A common requirement that we have to deal with in our custom applications is to have some sort of an API. One reason is to allow others to talk to our application, but another option is for parts of our application to talk to each other. The latter scenario includes situations like if you’re building a single page application (SPA) where a client-side app written in Angular needs to talk to the back end. Another is in the case of a microservice based application where different services need to talk to other services.

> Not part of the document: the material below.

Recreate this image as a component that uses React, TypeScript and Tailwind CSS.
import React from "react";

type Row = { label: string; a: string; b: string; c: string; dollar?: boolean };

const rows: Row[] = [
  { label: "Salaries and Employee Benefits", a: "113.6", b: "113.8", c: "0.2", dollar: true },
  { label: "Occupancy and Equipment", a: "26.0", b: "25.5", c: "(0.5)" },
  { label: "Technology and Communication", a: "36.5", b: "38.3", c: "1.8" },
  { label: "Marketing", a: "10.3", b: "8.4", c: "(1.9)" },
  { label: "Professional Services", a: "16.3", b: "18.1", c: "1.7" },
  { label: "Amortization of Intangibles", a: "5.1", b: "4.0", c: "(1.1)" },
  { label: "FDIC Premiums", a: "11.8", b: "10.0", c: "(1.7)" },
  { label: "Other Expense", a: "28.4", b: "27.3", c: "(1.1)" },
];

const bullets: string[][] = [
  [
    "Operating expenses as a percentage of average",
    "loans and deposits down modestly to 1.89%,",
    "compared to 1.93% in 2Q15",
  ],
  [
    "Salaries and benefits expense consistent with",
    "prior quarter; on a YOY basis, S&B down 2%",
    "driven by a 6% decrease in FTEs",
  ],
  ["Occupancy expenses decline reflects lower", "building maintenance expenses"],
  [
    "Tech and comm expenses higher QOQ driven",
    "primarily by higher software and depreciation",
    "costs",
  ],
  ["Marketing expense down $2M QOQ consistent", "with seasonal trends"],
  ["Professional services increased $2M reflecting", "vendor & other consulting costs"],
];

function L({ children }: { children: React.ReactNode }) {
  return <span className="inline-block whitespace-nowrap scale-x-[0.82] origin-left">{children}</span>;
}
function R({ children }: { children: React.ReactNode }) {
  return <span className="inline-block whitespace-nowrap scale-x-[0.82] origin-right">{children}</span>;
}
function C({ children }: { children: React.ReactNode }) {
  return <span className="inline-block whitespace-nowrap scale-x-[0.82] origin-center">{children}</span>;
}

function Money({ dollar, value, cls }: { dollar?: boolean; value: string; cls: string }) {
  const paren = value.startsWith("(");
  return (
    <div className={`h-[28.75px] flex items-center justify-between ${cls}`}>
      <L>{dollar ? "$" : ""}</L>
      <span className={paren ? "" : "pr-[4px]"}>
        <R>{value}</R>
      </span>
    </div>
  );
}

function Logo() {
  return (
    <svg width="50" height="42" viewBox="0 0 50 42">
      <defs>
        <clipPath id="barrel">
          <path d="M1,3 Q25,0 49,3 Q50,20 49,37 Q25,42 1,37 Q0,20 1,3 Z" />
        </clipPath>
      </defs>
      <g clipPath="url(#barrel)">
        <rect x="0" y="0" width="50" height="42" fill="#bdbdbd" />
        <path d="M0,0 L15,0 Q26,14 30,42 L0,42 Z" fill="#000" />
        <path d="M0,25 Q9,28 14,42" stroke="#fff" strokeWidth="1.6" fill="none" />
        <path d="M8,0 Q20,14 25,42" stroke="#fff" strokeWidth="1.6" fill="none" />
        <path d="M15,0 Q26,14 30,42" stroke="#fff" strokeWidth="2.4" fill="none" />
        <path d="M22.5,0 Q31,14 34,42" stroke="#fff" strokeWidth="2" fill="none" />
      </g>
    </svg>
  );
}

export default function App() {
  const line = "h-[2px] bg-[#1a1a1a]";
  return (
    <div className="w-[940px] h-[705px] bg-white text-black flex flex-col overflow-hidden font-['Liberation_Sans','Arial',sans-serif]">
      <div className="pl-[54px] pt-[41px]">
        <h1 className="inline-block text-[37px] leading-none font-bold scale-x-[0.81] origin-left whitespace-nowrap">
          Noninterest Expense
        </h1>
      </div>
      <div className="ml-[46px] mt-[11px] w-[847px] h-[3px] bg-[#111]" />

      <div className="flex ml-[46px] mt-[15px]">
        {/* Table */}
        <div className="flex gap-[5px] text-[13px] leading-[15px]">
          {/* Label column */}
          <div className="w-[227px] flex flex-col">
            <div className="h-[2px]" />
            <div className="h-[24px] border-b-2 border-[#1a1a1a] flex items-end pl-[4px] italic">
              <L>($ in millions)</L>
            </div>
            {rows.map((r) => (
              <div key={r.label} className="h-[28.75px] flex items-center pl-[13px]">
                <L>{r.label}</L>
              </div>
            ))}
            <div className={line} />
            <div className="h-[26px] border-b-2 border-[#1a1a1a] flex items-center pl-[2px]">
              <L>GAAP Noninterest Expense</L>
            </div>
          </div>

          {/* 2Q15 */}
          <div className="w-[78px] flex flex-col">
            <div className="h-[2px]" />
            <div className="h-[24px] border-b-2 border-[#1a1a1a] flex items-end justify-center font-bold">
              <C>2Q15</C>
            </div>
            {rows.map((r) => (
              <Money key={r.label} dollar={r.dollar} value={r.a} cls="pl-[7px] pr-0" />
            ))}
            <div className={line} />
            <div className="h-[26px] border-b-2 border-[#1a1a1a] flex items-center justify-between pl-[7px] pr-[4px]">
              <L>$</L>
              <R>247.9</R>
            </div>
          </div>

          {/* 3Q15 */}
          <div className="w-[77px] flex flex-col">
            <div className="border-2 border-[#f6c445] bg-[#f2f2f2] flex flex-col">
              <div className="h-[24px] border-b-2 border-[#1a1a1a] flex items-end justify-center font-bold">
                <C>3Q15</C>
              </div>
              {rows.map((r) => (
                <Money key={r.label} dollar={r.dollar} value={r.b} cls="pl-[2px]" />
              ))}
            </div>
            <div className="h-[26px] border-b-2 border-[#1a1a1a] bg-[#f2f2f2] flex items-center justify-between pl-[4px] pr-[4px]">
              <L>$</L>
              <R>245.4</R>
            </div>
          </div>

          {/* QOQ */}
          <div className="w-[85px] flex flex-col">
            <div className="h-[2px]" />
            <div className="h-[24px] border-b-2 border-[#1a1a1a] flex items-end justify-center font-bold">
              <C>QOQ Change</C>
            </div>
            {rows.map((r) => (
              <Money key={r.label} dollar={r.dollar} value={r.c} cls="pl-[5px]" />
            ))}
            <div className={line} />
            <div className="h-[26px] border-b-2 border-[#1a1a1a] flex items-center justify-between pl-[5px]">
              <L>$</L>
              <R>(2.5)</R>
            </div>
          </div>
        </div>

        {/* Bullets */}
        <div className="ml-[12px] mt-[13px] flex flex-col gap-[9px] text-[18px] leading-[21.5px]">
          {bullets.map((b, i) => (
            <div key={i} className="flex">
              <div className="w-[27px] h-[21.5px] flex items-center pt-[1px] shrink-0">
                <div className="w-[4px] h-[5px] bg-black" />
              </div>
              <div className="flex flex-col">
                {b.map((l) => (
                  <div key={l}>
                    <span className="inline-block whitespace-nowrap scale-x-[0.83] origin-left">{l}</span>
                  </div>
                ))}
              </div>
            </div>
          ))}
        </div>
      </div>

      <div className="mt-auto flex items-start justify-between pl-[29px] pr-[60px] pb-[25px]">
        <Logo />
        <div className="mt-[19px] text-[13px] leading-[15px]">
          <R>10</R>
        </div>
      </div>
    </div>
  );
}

In this post, I want to show you another option that I’ve started using: gRPC with protocol buffers. Personally, I like this option because:
- there’s a tight coupling between the client and server with defined contracts
- it’s easy to create the server and…
- its crazy fast because all communication is encoded in a binary format and sent across the wire and finally
- you don’t have a lot of plumbing you have to write on the client / server like you do with a REST API like HTTP requests, responses, headers, etc.
Most of us recall using XML to serialize message requests but they big, bloated and slow to parse. Then JSON came to be a much more popular option because it was smaller, easier to work with and much faster to parse. However, it wasn’t fast enough. Google came up with a new format for their own needs for communication between index servers. This new technology was dubbed protocol buffers and, according to the Google overview of Protocol Buffers:
Protocol buffers were designed to solve many of these problems:
- New fields could be easily introduced, and intermediate servers that didn’t need to inspect the data could simply parse it and pass through the data without needing to know about all the fields.
- Formats were more self-describing, and could be dealt with from a variety of languages (C++, Java, etc.)
- In addition to being used for short-lived RPC (Remote Procedure Call) requests, people started to use protocol buffers as a handy self-describing format for storing data persistently (for example, in Bigtable).
- Server RPC interfaces started to be declared as part of protocol files, with the protocol compiler generating stub classes that users could override with actual implementations of the server’s interface.
Good question. When you serialize / encode a protobuf, it’s converted to a binary format. This means it’s significantly smaller than even JSON. In addition its much faster than JSON or XML to parse and encode. Like working with JSON, you can create strongly typed objects to make working with them easier, but they also have some advantages over the other formats?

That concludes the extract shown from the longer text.